In 1492, Christopher Columbus anchored in the Port of Las Palmas (and spent some time on the island) on his first trip to the Americas.

From this time onwards the Crown of Castile (Spain) began to infiltrate the Island of Gran Canaria in political, social and economic terms. The capital of Gran Canaria became the administrative centre and epicentre of the planning of the archipelago. The 17th century, saw some loss of shine in the splendour of Gran Canaria, which was caused by a lull in the exportation of agricultural products to America and the rest of Europe.

In the mid-nineteenth century a free port system was established in the Canary Islands. This was a special economic regime designed to favour trading relations. This new regime, based on tax exemptions and facilities for free trade acted as a major trading attraction and the number of British ships and shipping companies calling in at the Island soon multiplied.
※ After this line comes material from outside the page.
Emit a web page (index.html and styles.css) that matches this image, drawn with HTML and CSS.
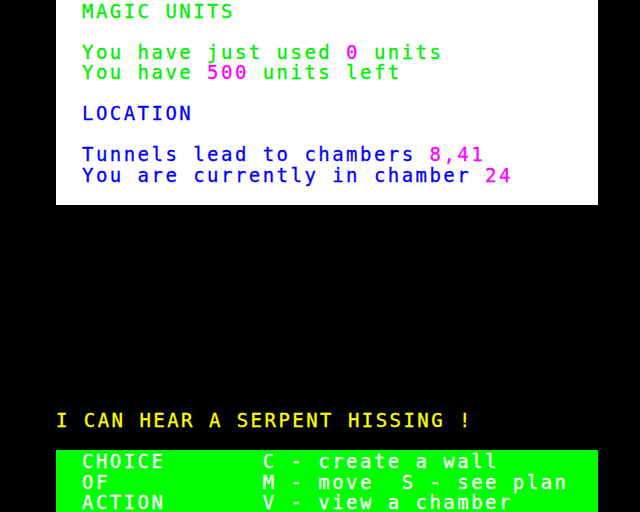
FILE: index.html
```html
<!DOCTYPE html>
<html>
<head>
<meta charset="utf-8">
<link rel="stylesheet" href="styles.css">
</head>
<body>
<div class="screen">
  <section class="panel panel-white">
    <div class="line green">MAGIC UNITS</div>
    <div class="line"></div>
    <div class="line green">You have just used <span class="magenta">0</span> units</div>
    <div class="line green">You have <span class="magenta">500</span> units left</div>
    <div class="line"></div>
    <div class="line blue">LOCATION</div>
    <div class="line"></div>
    <div class="line blue">Tunnels lead to chambers <span class="magenta">8,41</span></div>
    <div class="line blue">You are currently in chamber <span class="magenta">24</span></div>
    <div class="line"></div>
  </section>
  <div class="gap"></div>
  <div class="line message">I CAN HEAR A SERPENT HISSING !</div>
  <div class="line"></div>
  <section class="panel panel-green">
    <div class="line white">CHOICE       C - create a wall</div>
    <div class="line white">OF           M - move  S - see plan</div>
    <div class="line white">ACTION       V - view a chamber</div>
  </section>
</div>
</body>
</html>
```
FILE: styles.css
```css
html, body {
  margin: 0;
  padding: 0;
  background: #000;
}
.screen {
  width: 640px;
  height: 512px;
  overflow: hidden;
  display: flex;
  flex-direction: column;
  font-family: "DejaVu Sans Mono", monospace;
  font-size: 19px;
  letter-spacing: 2.46px;
}
.line {
  height: 20.48px;
  line-height: 22px;
  white-space: pre;
  -webkit-text-stroke: 0.3px currentColor;
}
.panel {
  margin-left: 56px;
  width: 542px;
  padding-left: 26px;
  box-sizing: border-box;
}
.panel-white { background: #fff; }
.panel-green { background: #00ff00; }
.gap { height: 204.8px; flex: none; }
.message {
  padding-left: 56px;
  color: #ffff00;
}
.green { color: #00f000; }
.blue { color: #0000ff; }
.magenta { color: #ff00ff; }
.white { color: #fff; }
```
Currently, the geographical isolation of Gran Canaria and the Archipelago in general is formally recognised in the Special Status granted to Canary Islands by Spain to which it belongs as a Autonomus region and the European Union giving it a special lower “VAT” status. To date Canary Islands carry a “No Tax- haven” image within the European Union.

It was precisely because of the shipping traffic that the tourism industry was born in Gran Canaria. Over the years, tourism would eventually become the main source of income for the island, which would become one of the main tourist destinations in the world. From the second half of the 19th century, Gran Canaria started gaining popularity in European circles as a place of rest for tourists. Shipping companies soon took advantage of the opportunity to equip their vessels with cabins for the transport of passengers. These companies would also take the initiative in the building of the first hotels on the island, one of which was the Hotel Santa Catalina (1890) in Las Palmas de Gran Canaria, this being the only hotel dating from the early beginnings of tourism that still remains open.

Las Palmas is, jointly with Santa Cruz de Tenerife, the capital of the autonomous community of the Canary Islands.